Saya mau buka rahasia mengenai adegan di atas. Adegan itu bukan sekadar imajinasi, lho, melainkan memang pernah terjadi. Kisahnya tidak benar-benar sama, ehm… tapi romantismenya cukup mendekatilah ahahaha…. Saat itu kelas 2 SMA, saya turun dari angkot sepulang sekolah. Hujan turun amat deras, sehingga berteduhlah saya di depan sebuah rumah yang kosong. Saya melihat dirinya juga berdiri di depan rumah itu, menyunggingkan sedikit senyum, lalu kami berteduh berdua.
Dag, dig, dug… jiwa muda bergejolak.
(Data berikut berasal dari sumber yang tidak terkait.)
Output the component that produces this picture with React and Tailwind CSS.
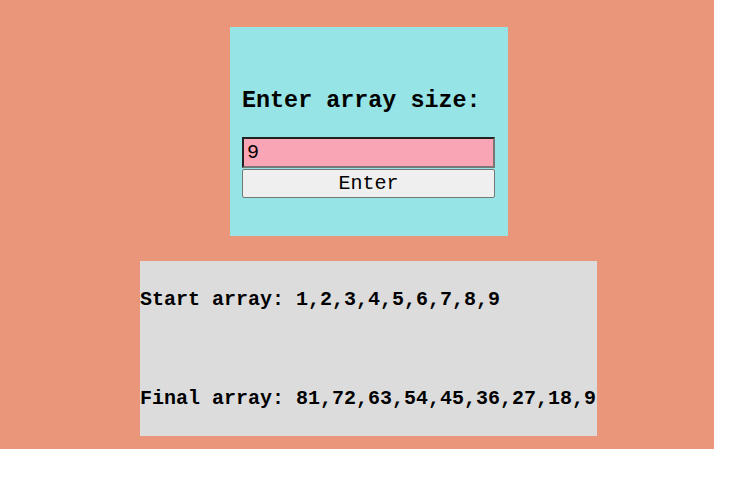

Saya memperhatikan tetesan hujan jatuh ke pucuk hidungnya yang mancung. Tak ada banyak kata yang kami ucapkan, karena saya memutuskan untuk segera naik ojek, sedangkan dia jalan kaki :D (kalau mau romantis, mestinya saya juga jalan kaki bersama dia ya, rumah kami hanya terpaut beberapa rumah).  Lagipula, dia memang seorang pendiam. Tak seperti adegan di atas, kami hanya bertukar sapa.
“Hai, La….”
“Eh, kamu….” (namanya saya rahasiakan saja, deh).
Namanya juga novelis. Bertahun kemudian, sepotong adegan saat berteduh dari hujan itu menjelma menjadi bagian di dalam novel, dengan banyak kata berhamburan dari kedua tokohnya: Camar dan Abby. Eh, terus.. terus… si dia itu gimana jadinya? Ngomong-ngomong, dia itu siapa sih?
Dia itu… ehm… rahasia deh, ah. Hanya satu dari laki-laki yang pernah memberikan inspirasi untuk dijadikan potongan adegan di dalam novel saya kok, hehehehe…. Barangkali pernah ada sepotong hati saya pernah singgah di hatinya, tetapi semua itu kini hanya menjadi kenangan dan bagian dalam novel saya. Seorang novelis dan hujan adalah pasangan serasi untuk merangkai kata-kata dan mengabadikannya ke dalam sebuah kisah penuh imajinasi. Setiap tetesan hujan yang turun ibarat tetesan ide yang datang dari langit. Sebab, hujan adalah wujud cinta Tuhan kepada kita. Dan sambil memandangi tetesannya, kisah cinta dapat terangkai sempurna melalui goresan pena kita.
Terima kasih hujan, yang telah melengkapi kisah di dalam novel saya itu melalui sepotong adegan di bawah hujan.